● **Stated exercise**
Repeat only the lines from the one containing "Generate a web" through the one containing "pt-[29px] text-center text-[27px]", exactly as written, both ends included.

● **Listed records**
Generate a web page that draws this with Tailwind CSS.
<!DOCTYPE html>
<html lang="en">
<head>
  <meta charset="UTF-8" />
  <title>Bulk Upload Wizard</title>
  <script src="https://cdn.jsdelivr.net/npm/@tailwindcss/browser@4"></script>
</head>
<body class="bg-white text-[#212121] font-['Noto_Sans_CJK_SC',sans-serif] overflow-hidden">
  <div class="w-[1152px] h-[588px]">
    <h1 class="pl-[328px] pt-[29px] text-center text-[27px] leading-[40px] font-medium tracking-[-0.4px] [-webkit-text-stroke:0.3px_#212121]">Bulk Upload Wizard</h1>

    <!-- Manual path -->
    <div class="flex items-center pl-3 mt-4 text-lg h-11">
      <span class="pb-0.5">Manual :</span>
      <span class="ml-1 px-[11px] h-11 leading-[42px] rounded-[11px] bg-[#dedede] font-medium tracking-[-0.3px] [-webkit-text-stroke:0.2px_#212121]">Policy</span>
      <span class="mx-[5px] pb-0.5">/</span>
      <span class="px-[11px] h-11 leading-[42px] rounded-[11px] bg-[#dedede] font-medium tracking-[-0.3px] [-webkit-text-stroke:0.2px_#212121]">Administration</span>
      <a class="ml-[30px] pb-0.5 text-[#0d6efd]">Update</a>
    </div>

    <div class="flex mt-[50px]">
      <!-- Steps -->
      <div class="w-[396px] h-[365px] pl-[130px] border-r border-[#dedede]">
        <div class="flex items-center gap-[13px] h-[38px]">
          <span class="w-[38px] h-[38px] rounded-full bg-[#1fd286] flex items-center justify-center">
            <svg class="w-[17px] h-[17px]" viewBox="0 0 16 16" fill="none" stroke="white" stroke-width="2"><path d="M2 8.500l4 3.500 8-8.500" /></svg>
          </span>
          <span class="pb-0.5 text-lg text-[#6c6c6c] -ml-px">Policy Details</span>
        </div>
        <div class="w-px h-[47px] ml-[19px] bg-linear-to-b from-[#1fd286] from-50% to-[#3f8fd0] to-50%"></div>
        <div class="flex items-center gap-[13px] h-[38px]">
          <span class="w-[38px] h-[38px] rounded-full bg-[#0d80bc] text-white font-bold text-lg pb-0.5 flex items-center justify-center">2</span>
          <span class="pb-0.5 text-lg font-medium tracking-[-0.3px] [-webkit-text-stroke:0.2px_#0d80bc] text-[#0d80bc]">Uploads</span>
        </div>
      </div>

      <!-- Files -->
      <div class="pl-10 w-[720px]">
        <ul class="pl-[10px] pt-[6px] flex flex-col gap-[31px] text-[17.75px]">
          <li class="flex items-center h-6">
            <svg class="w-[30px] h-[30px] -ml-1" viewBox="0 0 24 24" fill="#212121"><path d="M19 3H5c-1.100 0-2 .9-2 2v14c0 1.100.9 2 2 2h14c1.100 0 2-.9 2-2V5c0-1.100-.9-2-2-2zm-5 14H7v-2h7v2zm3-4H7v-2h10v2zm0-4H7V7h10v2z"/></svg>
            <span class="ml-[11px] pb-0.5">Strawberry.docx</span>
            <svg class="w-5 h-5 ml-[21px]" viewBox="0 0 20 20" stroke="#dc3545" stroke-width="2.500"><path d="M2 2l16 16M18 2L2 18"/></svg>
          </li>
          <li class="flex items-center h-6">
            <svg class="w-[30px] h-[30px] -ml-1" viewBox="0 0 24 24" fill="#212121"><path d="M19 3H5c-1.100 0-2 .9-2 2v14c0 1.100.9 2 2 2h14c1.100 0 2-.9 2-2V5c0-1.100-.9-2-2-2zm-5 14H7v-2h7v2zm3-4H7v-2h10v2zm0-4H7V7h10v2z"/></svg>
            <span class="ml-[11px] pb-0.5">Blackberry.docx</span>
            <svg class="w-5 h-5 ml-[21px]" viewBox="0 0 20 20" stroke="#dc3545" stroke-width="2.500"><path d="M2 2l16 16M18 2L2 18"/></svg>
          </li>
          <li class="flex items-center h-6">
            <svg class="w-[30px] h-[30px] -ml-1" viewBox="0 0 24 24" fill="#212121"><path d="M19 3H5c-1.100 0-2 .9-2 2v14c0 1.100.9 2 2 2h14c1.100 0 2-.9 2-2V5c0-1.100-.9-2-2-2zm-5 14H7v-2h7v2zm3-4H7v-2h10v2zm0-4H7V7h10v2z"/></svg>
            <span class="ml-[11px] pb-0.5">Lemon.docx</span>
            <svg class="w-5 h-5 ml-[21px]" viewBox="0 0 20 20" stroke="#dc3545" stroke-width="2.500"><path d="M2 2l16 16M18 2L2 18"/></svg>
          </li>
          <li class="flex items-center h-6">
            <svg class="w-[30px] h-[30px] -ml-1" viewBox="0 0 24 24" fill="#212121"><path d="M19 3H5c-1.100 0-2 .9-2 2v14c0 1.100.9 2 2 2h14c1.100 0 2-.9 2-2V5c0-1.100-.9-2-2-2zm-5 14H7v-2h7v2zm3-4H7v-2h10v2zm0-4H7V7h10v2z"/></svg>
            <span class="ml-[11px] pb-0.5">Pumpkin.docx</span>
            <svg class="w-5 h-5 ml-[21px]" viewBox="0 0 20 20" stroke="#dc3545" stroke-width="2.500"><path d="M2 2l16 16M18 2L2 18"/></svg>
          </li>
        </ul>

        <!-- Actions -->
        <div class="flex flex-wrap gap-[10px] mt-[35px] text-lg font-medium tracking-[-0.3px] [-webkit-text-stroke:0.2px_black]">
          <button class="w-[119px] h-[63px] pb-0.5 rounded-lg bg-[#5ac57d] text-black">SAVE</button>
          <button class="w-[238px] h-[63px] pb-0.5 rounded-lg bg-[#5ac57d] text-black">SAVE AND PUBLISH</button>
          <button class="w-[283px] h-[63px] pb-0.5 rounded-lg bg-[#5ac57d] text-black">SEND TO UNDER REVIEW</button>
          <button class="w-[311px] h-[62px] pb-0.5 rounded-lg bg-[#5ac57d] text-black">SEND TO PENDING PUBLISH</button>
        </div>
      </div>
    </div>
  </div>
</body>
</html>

...

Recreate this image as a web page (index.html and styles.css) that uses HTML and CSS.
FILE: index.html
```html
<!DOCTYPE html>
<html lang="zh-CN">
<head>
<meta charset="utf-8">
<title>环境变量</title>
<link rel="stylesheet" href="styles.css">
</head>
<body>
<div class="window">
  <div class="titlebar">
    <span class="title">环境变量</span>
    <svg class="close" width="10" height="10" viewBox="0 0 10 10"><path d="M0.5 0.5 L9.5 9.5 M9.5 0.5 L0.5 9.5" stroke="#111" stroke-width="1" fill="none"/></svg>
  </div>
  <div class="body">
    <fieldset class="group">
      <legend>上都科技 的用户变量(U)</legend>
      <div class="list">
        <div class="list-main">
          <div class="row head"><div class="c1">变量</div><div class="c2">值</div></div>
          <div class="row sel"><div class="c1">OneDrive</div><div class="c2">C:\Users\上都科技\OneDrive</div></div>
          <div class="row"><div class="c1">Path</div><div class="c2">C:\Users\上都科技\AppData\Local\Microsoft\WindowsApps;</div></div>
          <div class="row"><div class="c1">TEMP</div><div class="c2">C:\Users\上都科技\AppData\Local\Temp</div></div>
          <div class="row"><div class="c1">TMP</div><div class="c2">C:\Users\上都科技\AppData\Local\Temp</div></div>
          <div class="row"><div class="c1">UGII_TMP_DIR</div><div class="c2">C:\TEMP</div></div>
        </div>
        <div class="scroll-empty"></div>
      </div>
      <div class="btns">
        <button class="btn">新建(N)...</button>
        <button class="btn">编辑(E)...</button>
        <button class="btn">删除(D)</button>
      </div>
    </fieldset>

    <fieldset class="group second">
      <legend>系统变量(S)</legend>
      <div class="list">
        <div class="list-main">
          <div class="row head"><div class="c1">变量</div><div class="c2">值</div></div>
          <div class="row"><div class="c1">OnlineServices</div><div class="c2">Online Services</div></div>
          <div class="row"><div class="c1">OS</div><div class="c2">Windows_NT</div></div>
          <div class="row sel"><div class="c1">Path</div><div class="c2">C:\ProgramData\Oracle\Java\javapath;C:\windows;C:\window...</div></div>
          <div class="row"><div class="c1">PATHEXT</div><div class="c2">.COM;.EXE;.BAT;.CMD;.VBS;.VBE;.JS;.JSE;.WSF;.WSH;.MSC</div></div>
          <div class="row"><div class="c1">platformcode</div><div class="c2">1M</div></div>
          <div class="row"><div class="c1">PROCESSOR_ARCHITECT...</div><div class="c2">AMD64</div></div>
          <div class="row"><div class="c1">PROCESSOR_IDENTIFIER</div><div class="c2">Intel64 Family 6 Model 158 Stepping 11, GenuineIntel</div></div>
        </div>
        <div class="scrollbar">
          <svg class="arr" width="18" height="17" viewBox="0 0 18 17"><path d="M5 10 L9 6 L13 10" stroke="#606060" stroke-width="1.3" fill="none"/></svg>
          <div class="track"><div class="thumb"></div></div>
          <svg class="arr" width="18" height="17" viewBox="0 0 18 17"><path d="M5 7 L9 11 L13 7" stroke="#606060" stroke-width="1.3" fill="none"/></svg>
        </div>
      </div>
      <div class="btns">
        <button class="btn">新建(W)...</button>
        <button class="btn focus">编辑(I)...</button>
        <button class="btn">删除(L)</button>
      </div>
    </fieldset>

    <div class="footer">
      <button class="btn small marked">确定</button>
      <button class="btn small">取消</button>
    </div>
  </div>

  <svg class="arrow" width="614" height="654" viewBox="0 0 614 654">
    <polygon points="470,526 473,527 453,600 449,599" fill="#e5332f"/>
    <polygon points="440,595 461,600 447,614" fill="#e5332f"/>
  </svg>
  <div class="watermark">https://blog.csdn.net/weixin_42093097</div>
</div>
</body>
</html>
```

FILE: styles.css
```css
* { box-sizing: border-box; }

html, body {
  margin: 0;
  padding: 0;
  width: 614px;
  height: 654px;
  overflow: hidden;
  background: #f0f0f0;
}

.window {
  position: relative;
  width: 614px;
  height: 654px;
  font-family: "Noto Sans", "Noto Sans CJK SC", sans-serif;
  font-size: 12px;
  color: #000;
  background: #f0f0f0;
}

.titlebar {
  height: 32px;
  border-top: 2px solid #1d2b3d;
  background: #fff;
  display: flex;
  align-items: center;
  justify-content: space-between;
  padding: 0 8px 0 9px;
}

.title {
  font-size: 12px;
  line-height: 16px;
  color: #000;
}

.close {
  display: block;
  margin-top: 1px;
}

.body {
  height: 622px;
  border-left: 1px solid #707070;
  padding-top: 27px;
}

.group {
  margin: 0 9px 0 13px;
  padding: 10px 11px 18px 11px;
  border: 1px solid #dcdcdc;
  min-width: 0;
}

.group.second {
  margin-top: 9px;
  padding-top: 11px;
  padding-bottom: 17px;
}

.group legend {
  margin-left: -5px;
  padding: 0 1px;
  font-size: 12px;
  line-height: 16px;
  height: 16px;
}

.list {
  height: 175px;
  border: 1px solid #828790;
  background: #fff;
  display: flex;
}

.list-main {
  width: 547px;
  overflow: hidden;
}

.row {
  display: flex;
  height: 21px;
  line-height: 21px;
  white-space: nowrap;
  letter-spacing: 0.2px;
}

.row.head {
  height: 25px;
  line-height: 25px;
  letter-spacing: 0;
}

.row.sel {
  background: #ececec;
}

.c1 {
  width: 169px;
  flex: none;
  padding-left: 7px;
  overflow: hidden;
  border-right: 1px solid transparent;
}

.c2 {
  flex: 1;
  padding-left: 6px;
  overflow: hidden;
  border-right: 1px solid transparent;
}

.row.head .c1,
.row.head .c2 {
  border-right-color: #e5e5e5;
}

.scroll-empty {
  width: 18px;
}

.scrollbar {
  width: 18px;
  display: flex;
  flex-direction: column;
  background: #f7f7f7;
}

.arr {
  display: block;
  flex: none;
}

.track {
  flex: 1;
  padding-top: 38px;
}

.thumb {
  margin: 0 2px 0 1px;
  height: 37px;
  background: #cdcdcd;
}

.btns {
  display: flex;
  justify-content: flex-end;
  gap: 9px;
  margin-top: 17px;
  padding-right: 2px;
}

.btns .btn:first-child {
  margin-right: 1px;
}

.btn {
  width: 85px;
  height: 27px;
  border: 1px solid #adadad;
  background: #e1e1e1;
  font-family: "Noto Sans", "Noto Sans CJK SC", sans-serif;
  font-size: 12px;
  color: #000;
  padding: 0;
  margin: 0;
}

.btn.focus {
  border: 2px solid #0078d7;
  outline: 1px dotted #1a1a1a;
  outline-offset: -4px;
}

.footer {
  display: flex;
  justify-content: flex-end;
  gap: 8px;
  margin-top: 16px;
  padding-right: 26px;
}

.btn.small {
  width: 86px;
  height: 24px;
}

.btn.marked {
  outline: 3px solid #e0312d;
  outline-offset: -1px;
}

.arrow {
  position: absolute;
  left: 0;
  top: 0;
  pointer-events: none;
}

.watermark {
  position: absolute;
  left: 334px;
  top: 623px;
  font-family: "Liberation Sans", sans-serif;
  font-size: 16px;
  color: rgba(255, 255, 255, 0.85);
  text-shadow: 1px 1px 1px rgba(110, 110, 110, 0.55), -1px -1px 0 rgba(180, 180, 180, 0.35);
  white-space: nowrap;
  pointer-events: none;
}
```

● **Response to this task**
Generate a web page that draws this with Tailwind CSS.
<!DOCTYPE html>
<html lang="en">
<head>
  <meta charset="UTF-8" />
  <title>Bulk Upload Wizard</title>
  <script src="https://cdn.jsdelivr.net/npm/@tailwindcss/browser@4"></script>
</head>
<body class="bg-white text-[#212121] font-['Noto_Sans_CJK_SC',sans-serif] overflow-hidden">
  <div class="w-[1152px] h-[588px]">
    <h1 class="pl-[328px] pt-[29px] text-center text-[27px] leading-[40px] font-medium tracking-[-0.4px] [-webkit-text-stroke:0.3px_#212121]">Bulk Upload Wizard</h1>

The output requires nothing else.